Sí. Y todo el resto está para cubrir eso. Para ocultar la razón de ser de esa casa, que está en el “embute” (un cuarto hecho detrás de paredes falsas). Una palabra de la jerga de los ‘70, que fue la primera que se me vino a la cabeza: tenía que sacar todo eso del embute de mi memoria.
–El personaje del ingeniero, que es quien los delata, ¿es real que te trataba mal?
Sí, pero también hay mucha ambigüedad en ese personaje que es probable que se haya quebrado bajo la tortura.
–¿Por qué, una vez en el exilio, a la nena no le cae bien Amalia, la amiga de la madre que vive con ellas? ¿Celos?
Sí. Es un encuentro con la madre que no se termina de hacer porque hay una persona más. Pero en La danza de la araña, Amalia tiene otro papel. Se enferma y lleva en su cuerpo una serie de historias, el quiebre. En ese mismo momento el personaje de la nena vive de manera personal sus cambios corporales, y de manera violenta hacia el afuera con la aparición de un exhibicionista. Violencia de salir de la infancia y lo que viene con esto. Esa escena es para mí una violación visual.
–De la que se libera gritando…
Hay un momento en el que sale el grito, pero hay un momento anterior en que no. Una escena suspendida, helada. Cuando grita, lo hace por toda su historia y ve ese pene como una muñeca calva que llora. Hay algo que vuelve desde La casa de los conejos en La danza…: el grito que no se da en ese primer libro aparece en este último con esta escena.
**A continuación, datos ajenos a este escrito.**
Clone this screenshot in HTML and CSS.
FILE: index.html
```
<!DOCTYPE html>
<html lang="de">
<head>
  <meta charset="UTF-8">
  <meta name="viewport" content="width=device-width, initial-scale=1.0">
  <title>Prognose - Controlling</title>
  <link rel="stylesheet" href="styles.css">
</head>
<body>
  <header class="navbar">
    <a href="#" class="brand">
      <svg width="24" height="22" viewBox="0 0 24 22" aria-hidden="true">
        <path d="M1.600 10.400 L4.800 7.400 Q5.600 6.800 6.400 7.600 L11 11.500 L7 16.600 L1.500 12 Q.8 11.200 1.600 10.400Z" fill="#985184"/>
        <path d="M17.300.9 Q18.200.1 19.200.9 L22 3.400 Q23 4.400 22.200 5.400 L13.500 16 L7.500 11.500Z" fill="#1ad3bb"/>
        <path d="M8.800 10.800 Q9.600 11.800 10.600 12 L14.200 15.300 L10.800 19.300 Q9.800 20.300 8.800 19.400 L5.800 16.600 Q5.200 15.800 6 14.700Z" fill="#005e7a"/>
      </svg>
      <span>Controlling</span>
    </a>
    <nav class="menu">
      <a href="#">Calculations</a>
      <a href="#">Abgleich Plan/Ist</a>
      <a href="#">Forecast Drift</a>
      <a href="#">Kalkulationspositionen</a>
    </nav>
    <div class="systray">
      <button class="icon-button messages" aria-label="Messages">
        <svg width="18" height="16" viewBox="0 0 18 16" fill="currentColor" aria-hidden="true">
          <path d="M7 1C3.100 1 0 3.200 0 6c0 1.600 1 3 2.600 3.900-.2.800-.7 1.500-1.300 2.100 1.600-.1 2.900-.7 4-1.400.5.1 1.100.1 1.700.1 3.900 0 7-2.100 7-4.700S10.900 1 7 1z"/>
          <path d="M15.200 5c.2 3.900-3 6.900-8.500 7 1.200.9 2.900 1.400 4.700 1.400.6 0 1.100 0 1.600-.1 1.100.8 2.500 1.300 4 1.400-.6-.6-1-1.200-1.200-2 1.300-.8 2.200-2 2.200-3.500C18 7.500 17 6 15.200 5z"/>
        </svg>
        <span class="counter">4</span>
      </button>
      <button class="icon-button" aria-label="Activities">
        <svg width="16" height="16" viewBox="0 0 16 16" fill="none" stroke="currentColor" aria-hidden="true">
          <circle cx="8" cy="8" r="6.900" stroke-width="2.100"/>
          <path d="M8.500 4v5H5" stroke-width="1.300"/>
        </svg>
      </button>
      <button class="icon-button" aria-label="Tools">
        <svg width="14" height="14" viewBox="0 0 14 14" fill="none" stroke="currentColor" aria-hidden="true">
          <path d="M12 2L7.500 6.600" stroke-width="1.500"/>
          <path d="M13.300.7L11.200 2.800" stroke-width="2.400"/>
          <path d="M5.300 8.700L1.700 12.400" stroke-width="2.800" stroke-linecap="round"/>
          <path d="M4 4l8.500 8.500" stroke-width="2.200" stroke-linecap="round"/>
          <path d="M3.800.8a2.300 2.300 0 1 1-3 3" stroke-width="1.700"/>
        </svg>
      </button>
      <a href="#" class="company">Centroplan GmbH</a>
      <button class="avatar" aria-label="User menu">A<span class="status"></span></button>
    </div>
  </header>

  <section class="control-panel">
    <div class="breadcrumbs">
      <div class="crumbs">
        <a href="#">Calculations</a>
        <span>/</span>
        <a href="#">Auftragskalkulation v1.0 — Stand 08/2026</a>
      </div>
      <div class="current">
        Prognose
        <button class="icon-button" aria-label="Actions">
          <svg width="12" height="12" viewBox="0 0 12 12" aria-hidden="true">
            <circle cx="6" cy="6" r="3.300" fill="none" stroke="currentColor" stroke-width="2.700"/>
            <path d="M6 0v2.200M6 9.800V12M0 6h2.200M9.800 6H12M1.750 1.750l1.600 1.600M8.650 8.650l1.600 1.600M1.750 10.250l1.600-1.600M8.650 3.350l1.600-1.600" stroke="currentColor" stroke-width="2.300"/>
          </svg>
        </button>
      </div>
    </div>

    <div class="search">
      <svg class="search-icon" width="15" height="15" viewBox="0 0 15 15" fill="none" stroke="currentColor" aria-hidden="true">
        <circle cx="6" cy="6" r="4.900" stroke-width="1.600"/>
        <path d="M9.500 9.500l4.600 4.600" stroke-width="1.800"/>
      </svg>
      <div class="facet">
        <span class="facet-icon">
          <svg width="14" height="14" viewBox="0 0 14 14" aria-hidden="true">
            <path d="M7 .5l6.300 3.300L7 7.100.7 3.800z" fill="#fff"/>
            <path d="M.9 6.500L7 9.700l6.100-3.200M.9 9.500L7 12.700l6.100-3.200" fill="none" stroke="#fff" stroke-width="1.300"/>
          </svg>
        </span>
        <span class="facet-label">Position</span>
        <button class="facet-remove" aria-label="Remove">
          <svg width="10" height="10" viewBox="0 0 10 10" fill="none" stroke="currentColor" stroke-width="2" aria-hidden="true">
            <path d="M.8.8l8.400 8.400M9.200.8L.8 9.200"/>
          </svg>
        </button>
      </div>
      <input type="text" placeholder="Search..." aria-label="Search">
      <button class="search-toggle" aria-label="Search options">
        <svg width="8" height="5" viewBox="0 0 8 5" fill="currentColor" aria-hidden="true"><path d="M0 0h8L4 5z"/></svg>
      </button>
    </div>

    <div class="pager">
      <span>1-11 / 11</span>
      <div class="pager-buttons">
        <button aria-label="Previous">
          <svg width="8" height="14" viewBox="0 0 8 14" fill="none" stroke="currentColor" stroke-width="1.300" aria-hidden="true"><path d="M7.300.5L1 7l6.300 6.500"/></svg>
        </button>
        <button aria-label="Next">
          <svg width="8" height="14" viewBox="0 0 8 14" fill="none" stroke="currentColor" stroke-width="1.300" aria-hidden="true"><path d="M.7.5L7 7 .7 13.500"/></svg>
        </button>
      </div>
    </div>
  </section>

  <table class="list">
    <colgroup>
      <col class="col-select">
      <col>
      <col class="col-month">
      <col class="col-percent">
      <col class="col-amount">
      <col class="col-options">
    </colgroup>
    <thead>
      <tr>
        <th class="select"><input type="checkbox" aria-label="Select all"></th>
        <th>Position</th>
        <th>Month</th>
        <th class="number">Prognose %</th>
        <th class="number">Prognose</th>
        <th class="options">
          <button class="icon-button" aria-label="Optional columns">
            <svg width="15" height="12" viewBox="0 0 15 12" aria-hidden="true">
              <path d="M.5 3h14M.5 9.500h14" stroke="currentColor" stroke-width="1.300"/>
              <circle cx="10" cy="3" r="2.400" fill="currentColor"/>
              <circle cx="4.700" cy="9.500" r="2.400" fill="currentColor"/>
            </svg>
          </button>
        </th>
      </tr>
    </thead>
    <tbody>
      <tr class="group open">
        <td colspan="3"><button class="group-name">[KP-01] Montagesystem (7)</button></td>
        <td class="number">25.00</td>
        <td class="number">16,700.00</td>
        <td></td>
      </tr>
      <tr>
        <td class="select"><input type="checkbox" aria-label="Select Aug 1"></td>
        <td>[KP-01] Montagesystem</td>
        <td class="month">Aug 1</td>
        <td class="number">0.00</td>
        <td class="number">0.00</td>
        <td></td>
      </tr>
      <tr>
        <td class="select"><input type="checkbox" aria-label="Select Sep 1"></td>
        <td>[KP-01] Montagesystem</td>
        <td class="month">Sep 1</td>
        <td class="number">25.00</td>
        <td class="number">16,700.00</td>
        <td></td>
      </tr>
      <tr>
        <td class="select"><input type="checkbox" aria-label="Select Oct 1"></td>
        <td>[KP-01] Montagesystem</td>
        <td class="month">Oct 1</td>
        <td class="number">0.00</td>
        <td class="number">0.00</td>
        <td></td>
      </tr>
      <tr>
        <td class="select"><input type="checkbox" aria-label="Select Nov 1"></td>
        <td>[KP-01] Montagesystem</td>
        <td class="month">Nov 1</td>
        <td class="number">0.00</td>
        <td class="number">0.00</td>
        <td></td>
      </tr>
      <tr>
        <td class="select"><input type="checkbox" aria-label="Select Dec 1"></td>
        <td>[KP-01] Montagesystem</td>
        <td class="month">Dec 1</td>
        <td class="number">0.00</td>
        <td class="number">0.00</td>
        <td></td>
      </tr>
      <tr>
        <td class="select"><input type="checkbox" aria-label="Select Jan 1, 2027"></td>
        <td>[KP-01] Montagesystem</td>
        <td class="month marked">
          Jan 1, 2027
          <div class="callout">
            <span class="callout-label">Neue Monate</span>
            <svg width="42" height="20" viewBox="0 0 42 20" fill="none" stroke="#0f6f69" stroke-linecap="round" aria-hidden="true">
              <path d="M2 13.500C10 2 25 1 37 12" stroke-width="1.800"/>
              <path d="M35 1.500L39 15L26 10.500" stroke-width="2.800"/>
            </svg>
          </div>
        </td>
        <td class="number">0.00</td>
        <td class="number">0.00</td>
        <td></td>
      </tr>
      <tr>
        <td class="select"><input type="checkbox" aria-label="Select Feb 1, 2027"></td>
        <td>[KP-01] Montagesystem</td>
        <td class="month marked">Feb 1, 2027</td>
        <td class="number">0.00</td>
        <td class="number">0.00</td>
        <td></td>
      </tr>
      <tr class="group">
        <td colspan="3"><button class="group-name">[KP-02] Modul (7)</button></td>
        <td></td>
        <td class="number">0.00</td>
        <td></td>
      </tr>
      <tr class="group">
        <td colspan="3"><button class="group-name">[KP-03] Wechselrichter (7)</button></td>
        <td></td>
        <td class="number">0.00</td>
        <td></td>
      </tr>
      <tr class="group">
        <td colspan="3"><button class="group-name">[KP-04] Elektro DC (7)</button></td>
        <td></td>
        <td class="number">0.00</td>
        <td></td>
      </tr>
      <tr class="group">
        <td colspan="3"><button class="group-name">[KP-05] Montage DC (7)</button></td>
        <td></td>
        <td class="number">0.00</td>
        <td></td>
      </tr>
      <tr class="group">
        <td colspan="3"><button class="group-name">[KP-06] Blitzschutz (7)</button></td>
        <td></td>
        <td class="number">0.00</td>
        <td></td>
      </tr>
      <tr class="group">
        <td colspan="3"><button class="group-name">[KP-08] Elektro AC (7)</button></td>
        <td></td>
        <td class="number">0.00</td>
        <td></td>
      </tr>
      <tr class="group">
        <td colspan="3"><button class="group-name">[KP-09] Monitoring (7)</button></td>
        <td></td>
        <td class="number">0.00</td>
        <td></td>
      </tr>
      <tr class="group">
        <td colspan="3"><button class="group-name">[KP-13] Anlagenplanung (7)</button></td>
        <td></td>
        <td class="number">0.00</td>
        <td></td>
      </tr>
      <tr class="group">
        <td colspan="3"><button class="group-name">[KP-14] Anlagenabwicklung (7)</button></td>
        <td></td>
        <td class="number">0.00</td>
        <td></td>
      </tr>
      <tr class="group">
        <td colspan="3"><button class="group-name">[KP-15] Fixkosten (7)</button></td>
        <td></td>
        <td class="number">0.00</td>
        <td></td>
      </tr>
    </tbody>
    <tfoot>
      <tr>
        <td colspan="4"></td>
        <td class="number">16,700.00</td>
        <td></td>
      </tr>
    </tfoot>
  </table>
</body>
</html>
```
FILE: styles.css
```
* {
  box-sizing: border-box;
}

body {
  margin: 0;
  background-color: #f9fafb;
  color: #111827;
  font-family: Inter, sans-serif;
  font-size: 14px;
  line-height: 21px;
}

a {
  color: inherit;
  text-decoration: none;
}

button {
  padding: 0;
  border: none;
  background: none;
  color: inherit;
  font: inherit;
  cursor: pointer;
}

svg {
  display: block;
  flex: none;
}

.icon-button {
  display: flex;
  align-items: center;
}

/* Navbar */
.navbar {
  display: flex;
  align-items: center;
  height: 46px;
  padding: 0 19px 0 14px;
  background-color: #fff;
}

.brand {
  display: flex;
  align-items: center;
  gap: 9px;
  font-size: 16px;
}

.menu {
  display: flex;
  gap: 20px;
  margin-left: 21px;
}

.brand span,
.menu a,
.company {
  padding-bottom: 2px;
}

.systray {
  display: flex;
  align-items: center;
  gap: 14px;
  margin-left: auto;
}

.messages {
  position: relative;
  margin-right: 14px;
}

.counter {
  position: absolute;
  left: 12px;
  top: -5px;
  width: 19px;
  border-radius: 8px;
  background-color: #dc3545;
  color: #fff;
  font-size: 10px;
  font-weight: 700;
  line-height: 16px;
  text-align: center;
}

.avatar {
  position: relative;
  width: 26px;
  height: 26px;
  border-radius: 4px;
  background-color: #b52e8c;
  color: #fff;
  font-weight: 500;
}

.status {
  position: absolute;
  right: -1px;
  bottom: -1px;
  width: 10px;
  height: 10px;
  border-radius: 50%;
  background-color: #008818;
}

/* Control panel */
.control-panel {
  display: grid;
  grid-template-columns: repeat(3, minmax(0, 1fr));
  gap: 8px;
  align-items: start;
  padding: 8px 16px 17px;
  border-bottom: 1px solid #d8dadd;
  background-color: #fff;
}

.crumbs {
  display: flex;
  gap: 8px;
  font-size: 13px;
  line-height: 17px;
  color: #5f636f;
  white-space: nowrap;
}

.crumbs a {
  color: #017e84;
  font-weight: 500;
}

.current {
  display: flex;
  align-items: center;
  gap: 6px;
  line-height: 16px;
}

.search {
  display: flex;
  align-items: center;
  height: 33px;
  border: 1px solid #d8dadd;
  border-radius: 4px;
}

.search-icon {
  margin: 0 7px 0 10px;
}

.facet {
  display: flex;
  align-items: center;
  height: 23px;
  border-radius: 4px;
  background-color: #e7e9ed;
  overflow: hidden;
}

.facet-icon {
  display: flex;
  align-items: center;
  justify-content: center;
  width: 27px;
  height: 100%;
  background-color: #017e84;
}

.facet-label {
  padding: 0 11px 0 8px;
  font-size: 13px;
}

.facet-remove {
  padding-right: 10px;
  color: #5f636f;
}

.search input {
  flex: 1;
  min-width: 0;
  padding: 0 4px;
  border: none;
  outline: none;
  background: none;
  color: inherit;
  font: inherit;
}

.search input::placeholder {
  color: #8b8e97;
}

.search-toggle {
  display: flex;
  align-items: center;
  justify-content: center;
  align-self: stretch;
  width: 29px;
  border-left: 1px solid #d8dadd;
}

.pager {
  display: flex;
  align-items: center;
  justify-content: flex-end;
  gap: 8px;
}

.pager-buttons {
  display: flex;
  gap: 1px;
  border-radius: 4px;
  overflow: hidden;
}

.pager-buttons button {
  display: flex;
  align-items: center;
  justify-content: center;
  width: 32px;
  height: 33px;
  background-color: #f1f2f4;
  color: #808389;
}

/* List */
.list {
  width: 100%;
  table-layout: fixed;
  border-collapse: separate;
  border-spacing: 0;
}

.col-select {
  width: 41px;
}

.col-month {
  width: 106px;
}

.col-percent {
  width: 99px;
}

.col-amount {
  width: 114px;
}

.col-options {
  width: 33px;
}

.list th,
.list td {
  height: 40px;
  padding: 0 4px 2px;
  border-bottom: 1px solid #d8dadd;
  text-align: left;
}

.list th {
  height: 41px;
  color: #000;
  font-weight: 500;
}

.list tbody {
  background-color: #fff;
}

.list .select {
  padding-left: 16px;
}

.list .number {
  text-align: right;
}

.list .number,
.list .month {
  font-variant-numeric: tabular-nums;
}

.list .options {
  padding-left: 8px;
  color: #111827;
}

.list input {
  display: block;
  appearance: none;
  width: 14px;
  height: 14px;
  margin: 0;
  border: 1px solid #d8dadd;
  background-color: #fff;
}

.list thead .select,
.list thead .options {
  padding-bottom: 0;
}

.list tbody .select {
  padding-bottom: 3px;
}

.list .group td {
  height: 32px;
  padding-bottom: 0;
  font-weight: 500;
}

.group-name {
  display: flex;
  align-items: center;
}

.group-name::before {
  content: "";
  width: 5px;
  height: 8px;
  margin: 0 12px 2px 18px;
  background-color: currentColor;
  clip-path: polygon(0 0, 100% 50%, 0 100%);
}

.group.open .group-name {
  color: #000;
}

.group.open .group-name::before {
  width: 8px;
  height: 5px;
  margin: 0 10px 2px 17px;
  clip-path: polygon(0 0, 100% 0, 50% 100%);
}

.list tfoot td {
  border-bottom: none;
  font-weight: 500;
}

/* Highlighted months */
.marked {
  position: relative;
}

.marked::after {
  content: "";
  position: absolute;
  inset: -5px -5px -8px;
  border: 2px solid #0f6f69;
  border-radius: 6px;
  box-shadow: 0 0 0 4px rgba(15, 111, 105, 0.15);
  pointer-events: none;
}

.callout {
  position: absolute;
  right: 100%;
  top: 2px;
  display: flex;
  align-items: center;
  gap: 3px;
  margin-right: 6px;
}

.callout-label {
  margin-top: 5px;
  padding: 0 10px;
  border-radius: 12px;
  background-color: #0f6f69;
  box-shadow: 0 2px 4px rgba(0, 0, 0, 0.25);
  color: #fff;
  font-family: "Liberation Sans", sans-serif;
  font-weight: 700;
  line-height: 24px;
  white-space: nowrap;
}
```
–Se acaba de filmar La casa de los conejos. ¿Qué pensás que sea justo en esta época?
La directora, Valeria Selinger, la terminó de rodar en diciembre y creo que tuvo dificultades para filmarla. Contó con el apoyo del INCAA en el gobierno anterior. Fue bastante caótico, pero lo logró. Sé que la está montando en París. Entran en la producción Argentina, España, Alemania y Francia.